On Sunday, July 17, 2022, a tragic and most preventable midair collision occurred above the North Las Vegas Airport. The aircraft involved were a single-engine Piper PA-46 (N97CX) and a single-engine Cessna 172 (N160RA). Two persons were on board each aircraft, and all four perished in the accident. The victims were a student pilot and his instructor in the Cessna and two certified pilots in the Malibu.

Collisions of aircraft while in flight are unforgiving. Even slight contact involving minor structural damage could result in an aircraft being uncontrollable in flight, hundreds, or thousands of feet above the ground. Unfortunately, very few have been fortunate to survive midair collisions.

AOPA has done a comprehensive breakdown of what is known about the collision.

While we can expect a year before a final report from the NTSB is released, according to the AOPA Early Analysis, assuming it is accurate, one primary cause appears to be that the Piper conducted an improper approach to landing, lined up with the wrong runway, and continued its approach until the collision.

What makes this midair crash most unusual and very upsetting is that it occurred in strictly controlled airspace where aircraft separation is the task of the control tower at the North Las Vegas Airport.

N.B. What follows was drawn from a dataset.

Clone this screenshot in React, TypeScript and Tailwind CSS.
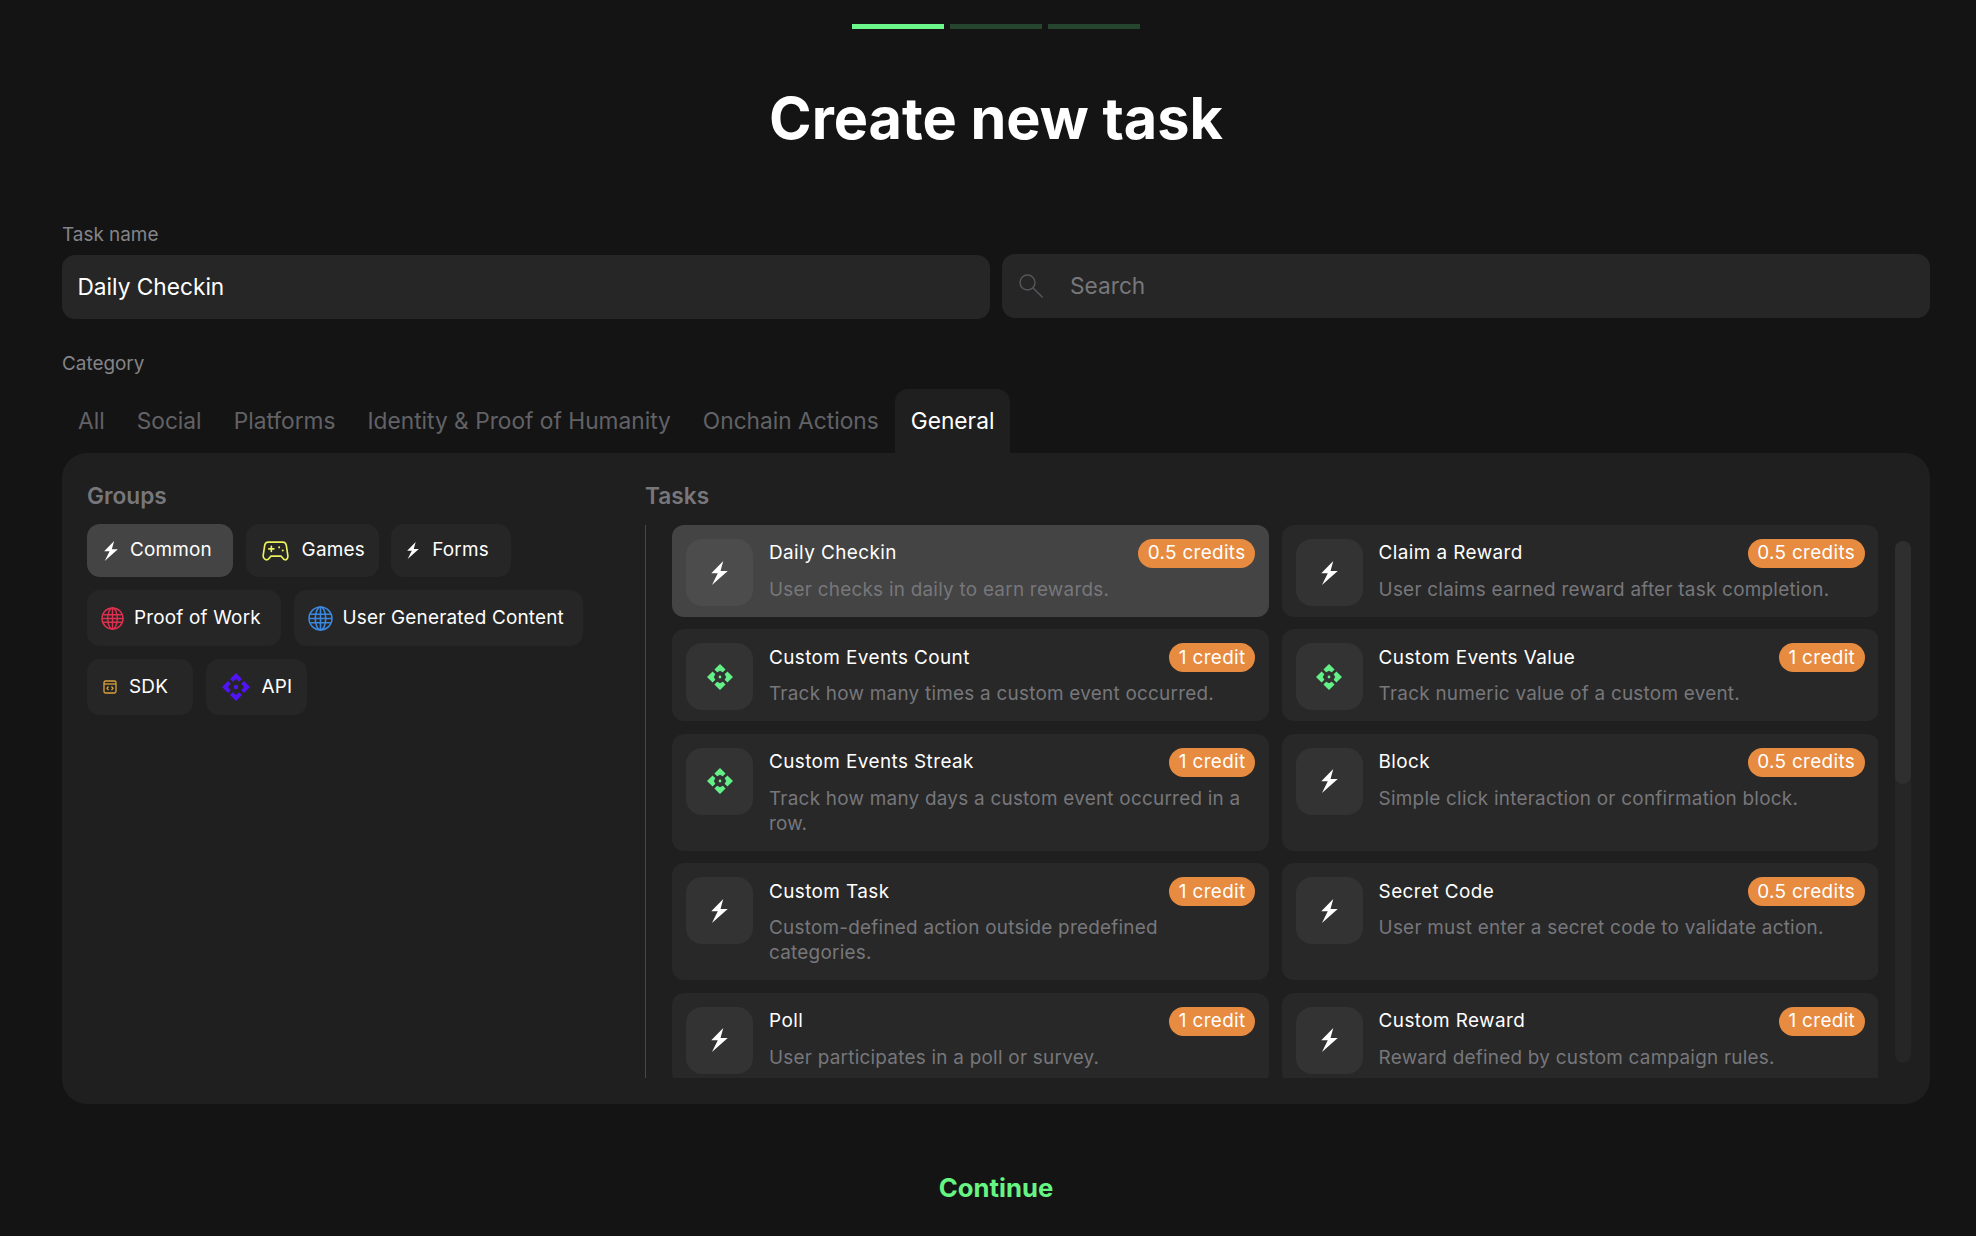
import React from "react";

function Bolt({ className }: { className: string }) {
  return (
    <svg viewBox="0 0 48 70" className={className} fill="currentColor">
      <path d="M35 0 L0 36 L19 36 L2 70 L48 29 L27 29 Z" />
    </svg>
  );
}

function Diamonds({ className, thin }: { className: string; thin?: boolean }) {
  const arm = thin
    ? "M14 0 L20 6 L17.200 8.800 L14 6 L10.800 8.800 L8 6 Z"
    : "M14 0 L20 6 L17 9 L14 7.300 L11 9 L8 6 Z";
  return (
    <svg viewBox="0 0 28 28" className={className} fill="currentColor">
      <path d={arm} />
      <path d={arm} transform="rotate(90 14 14)" />
      <path d={arm} transform="rotate(180 14 14)" />
      <path d={arm} transform="rotate(270 14 14)" />
      <circle cx="14" cy="14" r={thin ? 2.2 : 1.5} />
    </svg>
  );
}

function Globe({ className }: { className: string }) {
  return (
    <svg viewBox="0 0 24 24" className={className} fill="none" stroke="currentColor" strokeWidth="1.500">
      <circle cx="12" cy="12" r="11" />
      <ellipse cx="12" cy="12" rx="5" ry="11" />
      <path d="M12 1v22M2.200 8h19.600M2.200 16h19.600M1 12h22" />
    </svg>
  );
}

function Pad({ className }: { className: string }) {
  return (
    <svg viewBox="0 0 26 19" className={className} fill="none" stroke="currentColor" strokeWidth="1.600" strokeLinejoin="round" strokeLinecap="round">
      <path d="M6 1h14c2 0 3 1 3.400 3l1.500 10c.3 2-.9 4-2.400 4-1.300 0-2-.7-3-2.200l-1-1.300H8.500l-1 1.300C6.500 17.300 5.800 18 4.500 18 3 18 .8 16 1.100 14L2.600 4C3 2 4 1 6 1Z" />
      <path d="M6.500 7.500h5M9 5v5" />
      <path d="M16.500 6h.01M20 9h.01" strokeWidth="2" />
    </svg>
  );
}

function Sdk({ className }: { className: string }) {
  return (
    <svg viewBox="0 0 14 14" className={className} fill="none" stroke="currentColor" strokeWidth="1.300">
      <path d="M2.500 1h9a1.500 1.500 0 0 1 1.500 1.500v9a1.500 1.500 0 0 1-1.500 1.500h-9A1.500 1.500 0 0 1 1 11.500v-9A1.500 1.500 0 0 1 2.500 1Z" />
      <path d="M1 4h12" />
      <path d="M5.500 6.500 4 8.300l1.500 1.800M8.500 6.500 10 8.300l-1.500 1.800" />
    </svg>
  );
}

function SearchIcon({ className }: { className: string }) {
  return (
    <svg viewBox="0 0 24 24" className={className} fill="none" stroke="currentColor" strokeWidth="1.500" strokeLinecap="round">
      <circle cx="8.500" cy="8.500" r="7.500" />
      <path d="M14 14 23.200 23" />
    </svg>
  );
}

type Group = {
  label: string;
  icon: React.ReactNode;
  box: string;
  active?: boolean;
};

const groupRows: Group[][] = [
  [
    { label: "Common", active: true, box: "h-[53px] w-[146px] pl-[17px] gap-[12px]", icon: <Bolt className="w-[14px] h-[20px] text-white" /> },
    { label: "Games", box: "h-[53px] w-[133px] pl-[16px] gap-[13px]", icon: <Pad className="w-[27px] h-[20px] text-[#ebf05c]" /> },
    { label: "Forms", box: "h-[53px] w-[120px] pl-[16px] gap-[13px]", icon: <Bolt className="w-[12px] h-[17px] text-white" /> },
  ],
  [
    { label: "Proof of Work", box: "h-[56px] w-[194px] pl-[14px] gap-[10px]", icon: <Globe className="w-[23px] h-[23px] text-[#e0304f]" /> },
    { label: "User Generated Content", box: "h-[56px] w-[289px] pl-[14px] gap-[10px]", icon: <Globe className="w-[25px] h-[25px] text-[#3c88de]" /> },
  ],
  [
    { label: "SDK", box: "h-[56px] w-[106px] pl-[16px] gap-[12px]", icon: <Sdk className="w-[14px] h-[14px] text-[#d9a13c]" /> },
    { label: "API", box: "h-[56px] w-[101px] pl-[16px] gap-[12px]", icon: <Diamonds thin className="w-[28px] h-[28px] text-[#5014f5]" /> },
  ],
];

type Task = {
  title: string;
  desc: string;
  credit: string;
  green?: boolean;
  active?: boolean;
};

const tasks: Task[] = [
  { title: "Daily Checkin", desc: "User checks in daily to earn rewards.", credit: "0.5 credits", active: true },
  { title: "Claim a Reward", desc: "User claims earned reward after task completion.", credit: "0.5 credits" },
  { title: "Custom Events Count", desc: "Track how many times a custom event occurred.", credit: "1 credit", green: true },
  { title: "Custom Events Value", desc: "Track numeric value of a custom event.", credit: "1 credit", green: true },
  { title: "Custom Events Streak", desc: "Track how many days a custom event occurred in a row.", credit: "1 credit", green: true },
  { title: "Block", desc: "Simple click interaction or confirmation block.", credit: "0.5 credits" },
  { title: "Custom Task", desc: "Custom-defined action outside predefined categories.", credit: "1 credit" },
  { title: "Secret Code", desc: "User must enter a secret code to validate action.", credit: "0.5 credits" },
  { title: "Poll", desc: "User participates in a poll or survey.", credit: "1 credit" },
  { title: "Custom Reward", desc: "Reward defined by custom campaign rules.", credit: "1 credit" },
];

const tabs = ["All", "Social", "Platforms", "Identity & Proof of Humanity", "Onchain Actions"];

export default function App() {
  return (
    <div className="h-[1236px] overflow-hidden bg-[#141414] pl-[62px] pr-[46px] pt-[24px] text-white [font-family:Inter,sans-serif]">
      <div className="flex justify-center gap-[6px]">
        <div className="h-[5px] w-[92px] bg-[#6bf78a]" />
        <div className="h-[5px] w-[92px] bg-[#25452f]" />
        <div className="h-[5px] w-[92px] bg-[#25452f]" />
      </div>
      <h1 className="mt-[57px] text-center text-[57.600px] leading-[64px] font-bold">Create new task</h1>

      <div className="mt-[72px] grid grid-cols-2 gap-[12px]">
        <div>
          <div className="text-[18.900px] leading-[25px] text-[#848488]">Task name</div>
          <div className="mt-[8px] flex h-[64px] items-center rounded-[13px] bg-[#262626] px-[15.500px] text-[22.680px]">Daily Checkin</div>
        </div>
        <div className="flex items-end">
          <div className="mb-[1px] flex h-[64px] w-full items-center rounded-[13px] bg-[#262626] pl-[17px] text-[22.680px] text-[#77777b]">
            <SearchIcon className="h-[24px] w-[24px] text-[#55555a]" />
            <span className="ml-[27px]">Search</span>
          </div>
        </div>
      </div>

      <div className="mt-[32px] text-[18.900px] leading-[25px] text-[#848488]">Category</div>
      <div className="mt-[13px] flex h-[64px]">
        {tabs.map((t) => (
          <div key={t} className="flex items-center px-[16px] text-[22.720px] text-[#626266]">{t}</div>
        ))}
        <div className="flex items-center rounded-t-[13px] bg-[#1f1f1f] px-[16px] text-[22.720px] text-white">General</div>
      </div>

      <div className="flex h-[651px] rounded-[25px] bg-[#1f1f1f] pl-[25px] pr-[19px] pt-[29px]">
        <div className="w-[558px] shrink-0">
          <div className="text-[22.680px] leading-[28px] font-semibold text-[#77777b]">Groups</div>
          <div className="mt-[14px] flex flex-col gap-[13px]">
            {groupRows.map((row, i) => (
              <div key={i} className="flex gap-[12.600px]">
                {row.map((g) => (
                  <div
                    key={g.label}
                    className={`flex items-center rounded-[13px] text-[18.900px] tracking-[0.2px] ${g.box} ${g.active ? "bg-[#444444]" : "bg-[#262626]"}`}
                  >
                    {g.icon}
                    <span className="whitespace-nowrap">{g.label}</span>
                  </div>
                ))}
              </div>
            ))}
          </div>
        </div>

        <div className="flex min-w-0 flex-1 flex-col">
          <div className="text-[22.680px] leading-[28px] font-semibold text-[#77777b]">Tasks</div>
          <div className="mt-[15px] flex h-[553px]">
            <div className="h-full w-px bg-[#48484a]" />
            <div className="ml-[26px] h-full w-[1207px] overflow-hidden">
              <div className="grid grid-cols-[597px_597px] gap-x-[12.600px] gap-y-[12.600px]">
                {tasks.map((t) => (
                  <div
                    key={t.title}
                    className={`flex gap-[16px] rounded-[12px] px-[14px] pb-[14.800px] pt-[14px] ${t.active ? "bg-[#444444]" : "bg-[#282828]"}`}
                  >
                    <div className={`-mb-[5px] flex h-[67px] w-[67px] shrink-0 items-center justify-center rounded-[16px] ${t.active ? "bg-[#4c4c4c]" : "bg-[#333333]"}`}>
                      {t.green ? (
                        <Diamonds className="h-[26px] w-[26px] text-[#63f087]" />
                      ) : (
                        <Bolt className="h-[24px] w-[17px] text-white" />
                      )}
                    </div>
                    <div className="min-w-0 flex-1">
                      <div className="flex h-[28.800px] items-center justify-between">
                        <span className="text-[18.900px] font-normal tracking-[0.42px]">{t.title}</span>
                        <span className="flex h-full items-center rounded-full bg-[#e68b40] px-[9.500px] text-[18.900px] tracking-[0.34px]">{t.credit}</span>
                      </div>
                      <div className="mt-[9px] text-[18.900px] leading-[25.200px] tracking-[0.25px] text-[#77777b]">{t.desc}</div>
                    </div>
                  </div>
                ))}
              </div>
            </div>
            <div className="ml-[17px] mt-[16px] h-[522px] w-[16px] rounded-full bg-[#262626]">
              <div className="h-[243px] w-full rounded-full bg-[#2f2f2f]" />
            </div>
          </div>
        </div>
      </div>

      <div className="mt-[66px] text-center text-[25.700px] leading-[36px] font-bold text-[#66f582]">Continue</div>
    </div>
  );
}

What critical and fatal mistakes were made regarding the instructions given to the pilots of the Piper and Cessna aircraft are yet to be known. However, what is known strongly suggests that this accident was entirely preventable, and some responsibility may lie with Air Traffic Control.

As with many accidents, there is a causal chain of errors that lead to their deadly conclusion:

First, you’ll hear a random person on tower frequency start unprofessionally chatting with the 7CX pilot and asking a non-essential personal question, to which the ATC provides no correction.

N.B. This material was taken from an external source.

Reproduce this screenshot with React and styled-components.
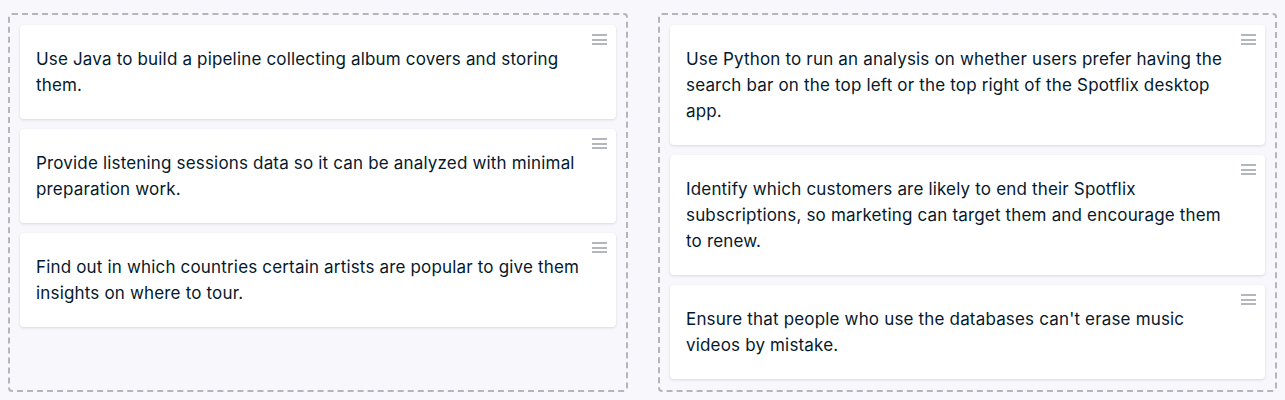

Second, the controller failed to provide useful traffic advisories in the period from 1900 to 1903Z (collision was approximately at 19:02:50 UTC).

Controllers can issue multiple clearances to land on the same runway as long as they are separated. Therefore, it is not only crucial but also required for controllers to issue traffic alerts when in their judgment, aircraft in close proximity to each other may pose a hazard.

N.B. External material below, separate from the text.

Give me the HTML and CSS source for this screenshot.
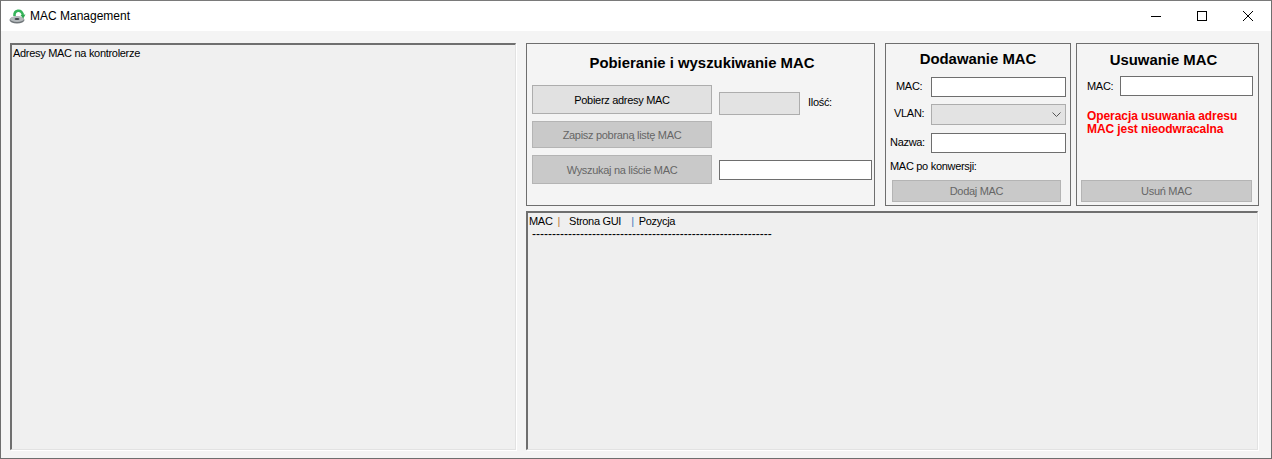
FILE: index.html
```html
<!DOCTYPE html>
<html lang="pl">
<head>
<meta charset="utf-8">
<title>MAC Management</title>
<link rel="stylesheet" href="styles.css">
</head>
<body>
<div class="window">
  <header class="titlebar">
    <svg class="app-icon" width="18" height="16" viewBox="0 0 18 16">
      <ellipse cx="8" cy="12" rx="7.500" ry="3.500" fill="#6f7579"/>
      <ellipse cx="8" cy="11" rx="7" ry="3" fill="#b4b9bc"/>
      <ellipse cx="8" cy="11" rx="2.500" ry="1" fill="#3d4347"/>
      <path d="M5.500 8 C5 2 12 .5 14 7" fill="none" stroke="#35b45a" stroke-width="2.600"/>
      <path d="M11.500 7 L16.500 6.500 L14.200 10.500 Z" fill="#2fa852"/>
    </svg>
    <span class="app-title">MAC Management</span>
    <div class="controls">
      <svg class="ctl" width="46" height="30" viewBox="0 0 46 30"><path d="M18 15.500H28" stroke="#000" fill="none"/></svg>
      <svg class="ctl" width="46" height="30" viewBox="0 0 46 30"><rect x="18.500" y="10.500" width="9" height="9" stroke="#000" fill="none"/></svg>
      <svg class="ctl" width="46" height="30" viewBox="0 0 46 30"><path d="M18 10L28 20M28 10L18 20" stroke="#000" fill="none"/></svg>
    </div>
  </header>
  <main class="content">
    <section class="sunken list">Adresy MAC na kontrolerze</section>
    <div class="right">
      <div class="panels">
        <section class="group g-fetch">
          <h2 class="title t-fetch">Pobieranie i wyszukiwanie MAC</h2>
          <div class="fetch-grid">
            <button class="btn btn-active b1">Pobierz adresy MAC</button>
            <div class="count-row">
              <div class="field field-off count"></div>
              <span class="count-label">Ilość:</span>
            </div>
            <button class="btn b2" disabled>Zapisz pobraną listę MAC</button>
            <div></div>
            <button class="btn b3" disabled>Wyszukaj na liście MAC</button>
            <div class="field search"></div>
          </div>
        </section>
        <section class="group g-add">
          <h2 class="title t-add">Dodawanie MAC</h2>
          <div class="add-grid">
            <span class="lbl l-mac">MAC:</span><div class="field f-h"></div>
            <span class="lbl l-vlan">VLAN:</span>
            <div class="field field-off select">
              <svg width="9" height="6" viewBox="0 0 9 6"><path d="M.5 .5L4.500 4.500L8.500 .5" fill="none" stroke="#555"/></svg>
            </div>
            <span class="lbl l-name">Nazwa:</span><div class="field f-h"></div>
          </div>
          <p class="converted">MAC po konwersji:</p>
          <button class="btn b-add" disabled>Dodaj MAC</button>
        </section>
        <section class="group g-del">
          <h2 class="title t-del">Usuwanie MAC</h2>
          <div class="del-row">
            <span class="lbl-del">MAC:</span><div class="field f-h del-input"></div>
          </div>
          <p class="warning">Operacja usuwania adresu<br>MAC jest nieodwracalna</p>
          <button class="btn b-del" disabled>Usuń MAC</button>
        </section>
      </div>
      <section class="sunken log">
        <div class="log-head"><span>MAC</span><span class="pipe-o">|</span><span>Strona GUI</span><span class="pipe-b">|</span><span>Pozycja</span></div>
        <div class="log-rule">------------------------------------------------------------</div>
      </section>
    </div>
  </main>
</div>
</body>
</html>
```
FILE: styles.css
```css
* { box-sizing: border-box; }
html, body { margin: 0; padding: 0; }
body {
  width: 1272px;
  height: 459px;
  overflow: hidden;
  font-family: "Liberation Sans", Arial, sans-serif;
  font-size: 11px;
  letter-spacing: -0.3px;
  color: #000;
}
.window {
  width: 1272px;
  height: 459px;
  border: 1px solid #6e6e6e;
  border-top-color: #7a7a7a;
  background: #f4f4f4;
  display: flex;
  flex-direction: column;
}
.titlebar {
  height: 30px;
  flex: none;
  background: #fff;
  display: flex;
  align-items: center;
  padding-left: 8px;
}
.app-icon { flex: none; }
.app-title { margin-left: 3px; font-size: 12px; letter-spacing: 0; }
.controls { margin-left: auto; display: flex; }
.ctl { display: block; }
.content {
  flex: 1;
  display: flex;
  padding: 12px 13px 8px 9px;
  gap: 10px;
  min-height: 0;
}
.sunken {
  border-style: solid;
  border-width: 2px 1px 1px 2px;
  border-color: #6f6f6f #e2e2e2 #e2e2e2 #6f6f6f;
  box-shadow: 1px 1px 0 #fff;
  background: #f0f0f0;
}
.list {
  width: 506px;
  flex: none;
  padding: 1px 1px;
  line-height: 14px;
}
.right {
  flex: 1;
  display: flex;
  flex-direction: column;
  gap: 5px;
  min-width: 0;
}
.panels { display: flex; height: 163px; flex: none; }
.group {
  border: 1px solid #6e6e6e;
  height: 100%;
  display: flex;
  flex-direction: column;
}
.g-fetch { width: 349px; margin-right: 10px; padding: 0 2px 0 5px; }
.g-add { width: 186px; margin-right: 5px; padding: 0 4px 0 4px; }
.g-del { width: 183px; padding: 0 5px 0 4px; }
.title {
  margin: 0;
  font-size: 14.9px;
  letter-spacing: 0;
  line-height: 16px;
  font-weight: 700;
  text-align: center;
}
.t-fetch { margin-top: 11px; margin-bottom: 14px; }
.t-add { margin-top: 7px; margin-bottom: 10px; }
.t-del { margin-top: 8px; margin-bottom: 8px; margin-right: 7px; }
.btn {
  display: block;
  font: inherit;
  letter-spacing: inherit;
  border: 1px solid #b4b4b4;
  background: #c9c9c9;
  color: #666;
  padding: 0;
  margin: 0;
}
.btn-active { background: #e1e1e1; border-color: #adadad; color: #000; }
.field { border: 1px solid #6e6e6e; background: #fff; }
.field-off { border-color: #adadad; background: #e3e3e3; }
.f-h { height: 20px; }
.fetch-grid {
  display: grid;
  grid-template-columns: 180px 153px;
  grid-template-rows: 29px 27px 29px;
  column-gap: 7px;
  row-gap: 7px;
}
.b1, .b2, .b3 { width: 100%; height: 100%; }
.count-row { display: flex; align-items: flex-start; padding-top: 7px; }
.count { width: 81px; height: 23px; flex: none; }
.count-label { margin-left: 8px; line-height: 14px; margin-top: 3px; }
.search { height: 20px; margin-top: 5px; }
.add-grid {
  display: grid;
  grid-template-columns: 41px 135px;
  grid-template-rows: 20px 22px 20px;
  row-gap: 7px;
}
.lbl { line-height: 14px; }
.l-mac { padding-left: 6px; padding-top: 2px; }
.l-vlan { padding-left: 4px; padding-top: 2px; }
.l-name { padding-top: 2px; }
.select {
  height: 21px;
  display: flex;
  align-items: center;
  justify-content: flex-end;
  padding-right: 4px;
}
.converted { margin: 6px 0 0; line-height: 14px; }
.b-add { width: 169px; height: 22px; margin-top: 7px; margin-left: 2px; }
.del-row { display: flex; align-items: center; padding-left: 6px; }
.lbl-del { width: 33px; flex: none; line-height: 14px; }
.del-input { width: 133px; }
.warning {
  margin: 14px 0 0 6px;
  font-size: 12px;
  letter-spacing: -0.08px;
  font-weight: 700;
  color: #ff0000;
  line-height: 13px;
}
.b-del { width: 171px; height: 22px; margin-top: auto; margin-bottom: 3px; }
.log {
  flex: 1;
  min-height: 0;
  background: #efefef;
  padding: 1px 0 0 1px;
  line-height: 14px;
}
.log-head { display: flex; height: 14px; }
.pipe-o { color: #bd7a3c; margin: 0 9px 0 5px; }
.pipe-b { color: #3b7bbd; margin: 0 5px 0 10px; }
.log-rule { margin: 1px 0 0 3px; white-space: nowrap; line-height: 10px; font-size: 12px; letter-spacing: 0; }
```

The number one responsibility of an air traffic controller is to prevent collision between aircraft. At towered airports, the controllers control the traffic, not the pilots. Controllers don’t just let the pilots do what they want without their approval.

Even with ADSB in the cockpit, a pilot may not have total traffic awareness without traffic advisories from a controller. While it is at the pilot’s discretion when to turn to final after being cleared to land, it is the controller’s judgment as to when to issue that clearance, and that should be after ensuring no conflicts with other traffic.

While the Malibu pilot may be responsible for making a wide base turn to 30L and even lining up on 30R, could a simple traffic advisory have made him or the Cessna pilots more aware?

Regardless, an investigation of potentially at-fault parties should include the pilot and operators of the Malibu, air traffic control, the manufacturer of any defective ADS-B units, and possibly other individuals or entities, depending on the facts. If a midair collision case goes to trial, a jury will allocate fault on a percentage basis to each of the culpable persons and entities. This is done independent of any NTSB conclusions, as NTSB reports are inadmissible in evidence at trial.

Midair collisions are challenging, multi-causal, and complicated. Families of victims in these accidents deserve to get all of the answers based on all of the facts, so that they know why their loved ones died.

Aviation Law Group has successfully handled many midair aviation accidents. Most recently we represented four people who were involved in a midair collision in Alaska in 2019 between two seaplanes that collided at approximately 3350 feet above the inland sea near Ketchikan. Six persons died in that accident and nine were seriously injured.

At Aviation Law Group safety improvements are one of our primary goals. When appropriate we seek meaningful and effective changes to prevent similar accidents from happening. Regarding this accident, the NTSB/FAA should undertake (yet another) study of midair collisions in light of available (and foreseeable future) technology. Though a study alone is not enough, the resulting recommendations must be approved and implemented, and subject to change in light of changing technology.  There needs to be a continuous, systematic, and coordinated effort by government and the aviation industry to significantly decrease the risk of midair collisions. The technological ability is there, it needs to be fully used.